- [Exercise objective]
Give the number of lines in the data that hold the word "React", and nothing else.

- [Dataset content]

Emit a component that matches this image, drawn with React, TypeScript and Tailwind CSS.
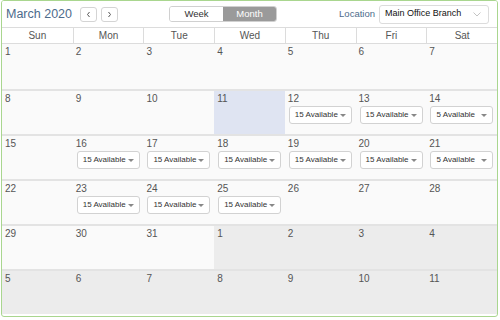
import React from 'react';

const days = ['Sun', 'Mon', 'Tue', 'Wed', 'Thu', 'Fri', 'Sat'];

type Cell = { n: number; other?: boolean; today?: boolean; avail?: string };

const avail: Record<number, string> = {
  12: '15 Available', 13: '15 Available', 14: '5 Available',
  16: '15 Available', 17: '15 Available', 18: '15 Available', 19: '15 Available', 20: '15 Available', 21: '5 Available',
  23: '15 Available', 24: '15 Available', 25: '15 Available',
};

const weeks: Cell[][] = [];
let d = 1;
for (let w = 0; w < 6; w++) {
  const row: Cell[] = [];
  for (let i = 0; i < 7; i++) {
    if (d <= 31) {
      row.push({ n: d, today: d === 11, avail: avail[d] });
    } else {
      row.push({ n: d - 31, other: true });
    }
    d++;
  }
  weeks.push(row);
}

const Caret = () => (
  <svg width="6" height="3" viewBox="0 0 6 3" className="shrink-0">
    <path d="M0 0h6L3 3z" fill="#888" />
  </svg>
);

export default function App() {
  return (
    <div className="w-[500px] h-[320px] bg-white font-['Liberation_Sans',Arial,sans-serif] text-[#555]">
      <div className="ml-[1px] w-[497px] h-[317px] border border-[#a9d68f] rounded-[3px] overflow-hidden flex flex-col">
        <div className="h-[26px] shrink-0 flex items-center pl-[4px] pr-[8px] bg-white">
          <span className="text-[12.5px] text-[#4d6b8b] leading-none">March 2020</span>
          <div className="flex gap-[4px] ml-[8px]">
            <button className="w-[17px] h-[15px] border border-[#d4d4d4] rounded-[3px] bg-white flex items-center justify-center">
              <svg width="5" height="7" viewBox="0 0 5 7"><path d="M3.5 1L1.5 3.5L3.5 6" stroke="#555" fill="none" /></svg>
            </button>
            <button className="w-[17px] h-[15px] border border-[#d4d4d4] rounded-[3px] bg-white flex items-center justify-center">
              <svg width="5" height="7" viewBox="0 0 5 7"><path d="M1.5 1L3.5 3.5L1.5 6" stroke="#555" fill="none" /></svg>
            </button>
          </div>
          <div className="ml-[51px] flex h-[16px] border border-[#d0d0d0] rounded-[3px] overflow-hidden text-[9.5px]">
            <div className="w-[53px] flex items-center justify-center bg-white text-[#333]">Week</div>
            <div className="w-[53px] flex items-center justify-center bg-[#9a9a9a] text-white">Month</div>
          </div>
          <div className="ml-auto flex items-center">
            <span className="text-[9.5px] text-[#4d6b8b] mr-[4px] whitespace-nowrap">Location</span>
            <div className="w-[110px] h-[19px] border border-[#dcdcdc] rounded-[3px] bg-white flex items-center pl-[5px] pr-[7px] text-[9px] text-[#111] whitespace-nowrap">
              <span>Main Office Branch</span>
              <svg width="8" height="5" viewBox="0 0 8 5" className="ml-auto shrink-0">
                <path d="M0.5 0.5L4 4L7.5 0.5" stroke="#c4c4c4" fill="none" />
              </svg>
            </div>
          </div>
        </div>
        <div className="grid grid-cols-7 h-[17px] shrink-0 border-t border-b border-[#dcdcdc] bg-white">
          {days.map((n, i) => (
            <div key={n} className={`flex items-center justify-center text-[10px] text-[#555] ${i > 0 ? 'border-l border-[#dcdcdc]' : ''}`}>
              {n}
            </div>
          ))}
        </div>
        <div className="flex flex-col">
          {weeks.map((row, wi) => (
            <div key={wi} className={`grid grid-cols-7 h-[45px] ${wi > 0 ? 'border-t-2 border-[#e3e3e3]' : ''}`}>
              {row.map((c, ci) => (
                <div
                  key={ci}
                  className={`pl-[3px] pt-[2px] ${c.today ? 'bg-[#dfe4f2]' : c.other ? 'bg-[#ececec]' : 'bg-[#fafafa]'}`}
                >
                  <div className="text-[10px] leading-[12px] text-[#555]">{c.n}</div>
                  {c.avail && (
                    <div className="mt-[1px] ml-[1px] w-[63px] h-[18px] bg-white border border-[#d2d2d2] rounded-[3px] flex items-center justify-center text-[8px] text-[#333] whitespace-nowrap">
                      <span className={c.avail.startsWith('5') ? 'mr-[6px]' : 'mr-[2px]'}>{c.avail}</span>
                      <Caret />
                    </div>
                  )}
                </div>
              ))}
            </div>
          ))}
        </div>
      </div>
    </div>
  );
}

- [Answer to the task]
2